İran'da dini bir azınlık olan Gonabadi tarikatına mensup olduğunu söyleyen Afşin, baskı altında olduklarını, bu tarikata mensup gençlerin üniversiteye gidemediğini dile getiriyor. Afşin, "Hayatım tehlike altındaydı, ülkeyi terk etmek zorundaydım" diyor. Arkadaşı Said de, "İran'da nasıl yaşadığımızı herkes biliyor. Özgürlük yok. Piercing yaptırdığım için kulağımı kesmeye çalıştılar. Benim için gelecek yoktu" sözleriyle neden İran'ı terk etmek istediğini anlatıyor. Bu genç İranlılar, daha iyi bir hayat istiyorlar ve bunu İran dışında arıyorlar.

Kuzeybatı Avrupa'ya gitmek isteyen göçmenlere danışmanlık veren Info Park Örgütü'nden Stevan Tatalovic, "Belgrad'daki bu parkta ve bu caddede çok sayıda insan kaçakçısı bulunduğu artık sır değil" diyor.
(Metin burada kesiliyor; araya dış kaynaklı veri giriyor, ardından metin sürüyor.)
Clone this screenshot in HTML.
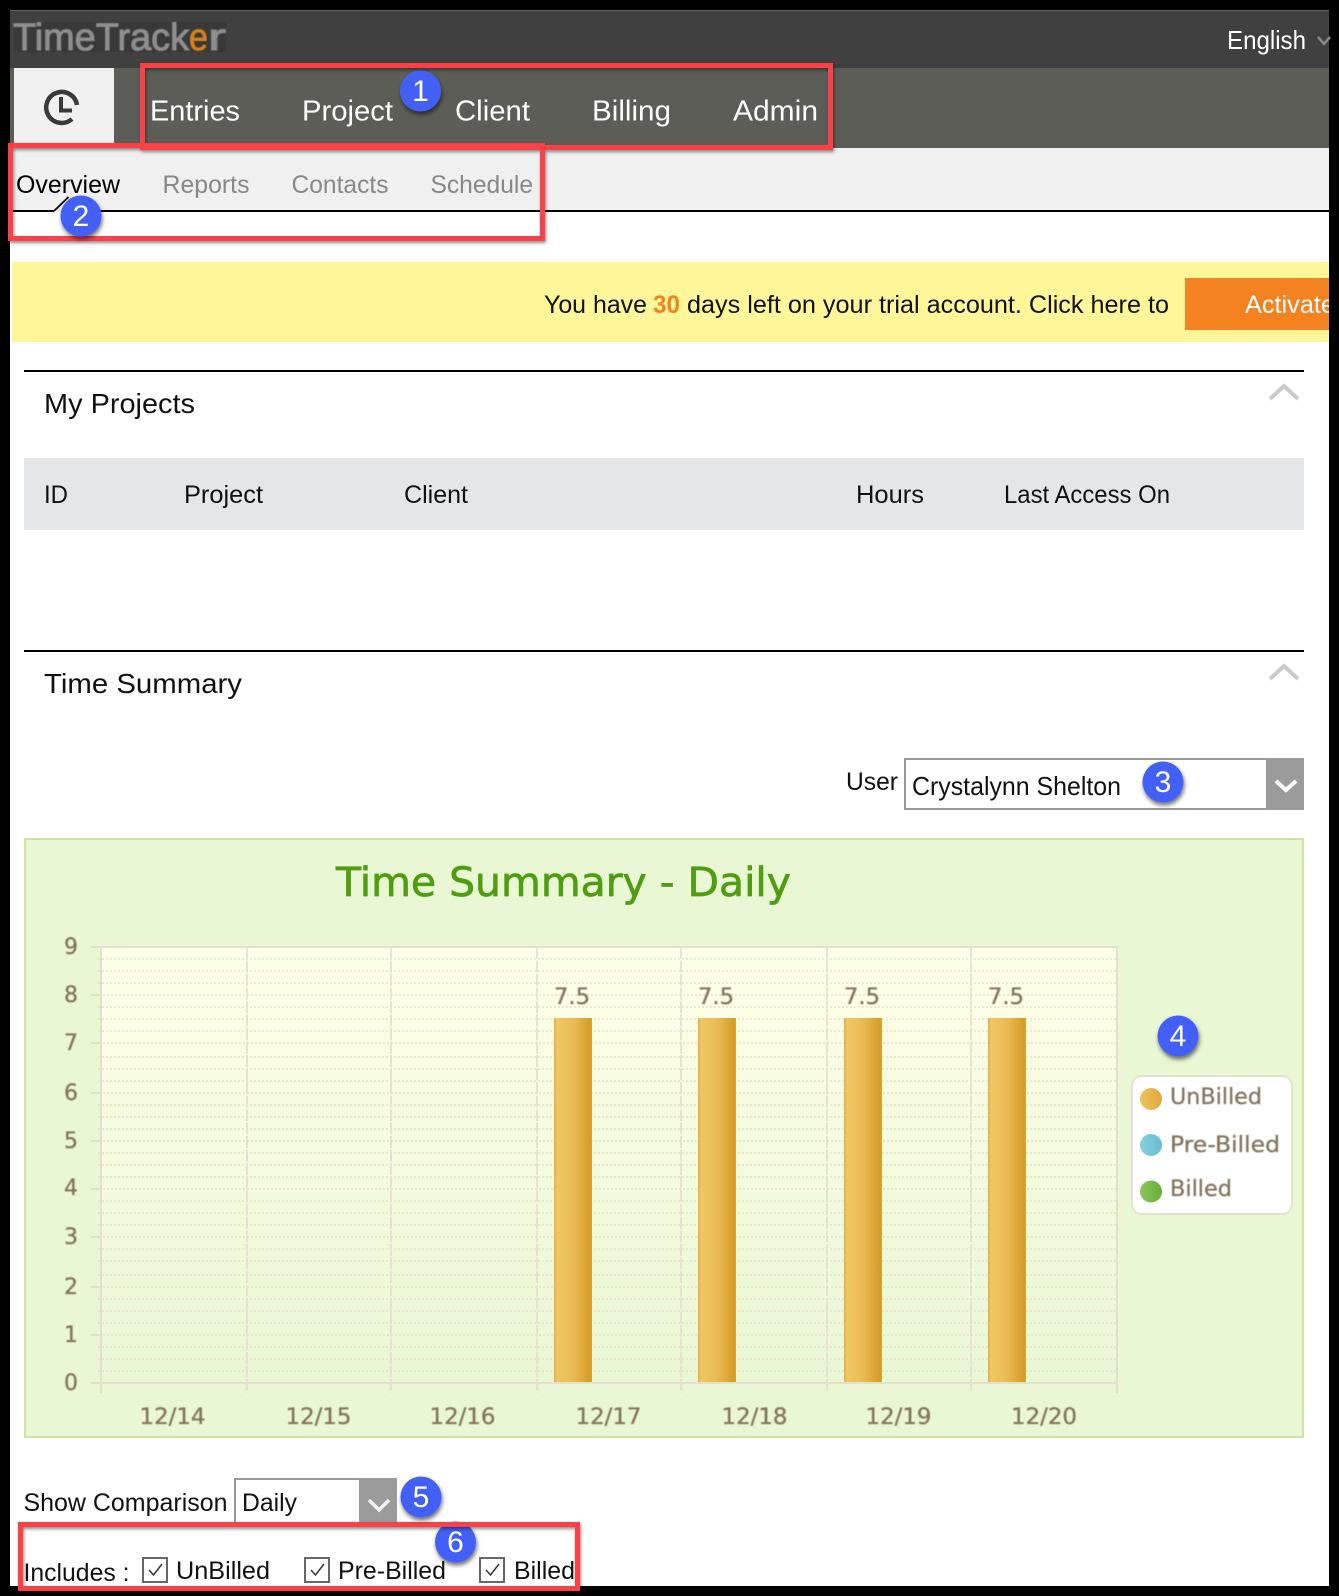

Info Park'ın verdiği bilgilere göre, vize serbestliğinin sağlanmasından bu yana Sırbistan'a yaklaşık 6 bin "İranlı turist" geldi. Ancak çoğu ülkesine geri dönmek istemiyor.

Çıkmaza giren yol

Tatalovic, "Turist olarak geliyorlar ve gitmek istedikleri ülkelere kendilerini götürecek insan kaçakçıları ile bağlantı kurmaya çalışıyorlar" diye anlatıyor. Ancak bu plan her zaman tutmuyor. 2017 Kasım'ından beri Sırbistan'a iltica başvurusunda bulunan İranlıların sayısında artış gözlemleniyor. Buna göre, iltica başvurusunda bulunan İranlıların sayısı 2017 Kasım'ından 290 olarak kaydedilirken, bu sayı 2018 Mart'ında 431'e yükseldi. Sırbistan'a iltica başvurusunda bulunanlar arasında Araş ve arkadaşları da bulunuyor. Bu nedenle de, Sırbistan'ın güneyindeki Preşeva'daki mülteci yurdunda kalabiliyorlar.

Stevan Tatalovic, "İranlılar Sırbistan hakkında pek bir şey bilmiyorlar. Bildikleri tek şey, vizenin gerekmediği" diyor. Tatalovic sözlerine şöyle devam ediyor: "Ama iltica başvurularının kabul edilmesi için kendilerini nasıl tanıtmaları gerektiğini biliyorlar. Çoğunlukla siyasi veya dini olarak takibata uğradıklarını anlatıyorlar. LGBT bireyler de Sırbistan'a gelen İranlılar arasında bulunuyor. Ancak ilgili kurumlar ayrıntılı sorular sorunca, çoğunlukla inandırıcı olamıyorlar. İltica başvurularının çoğu reddediliyor."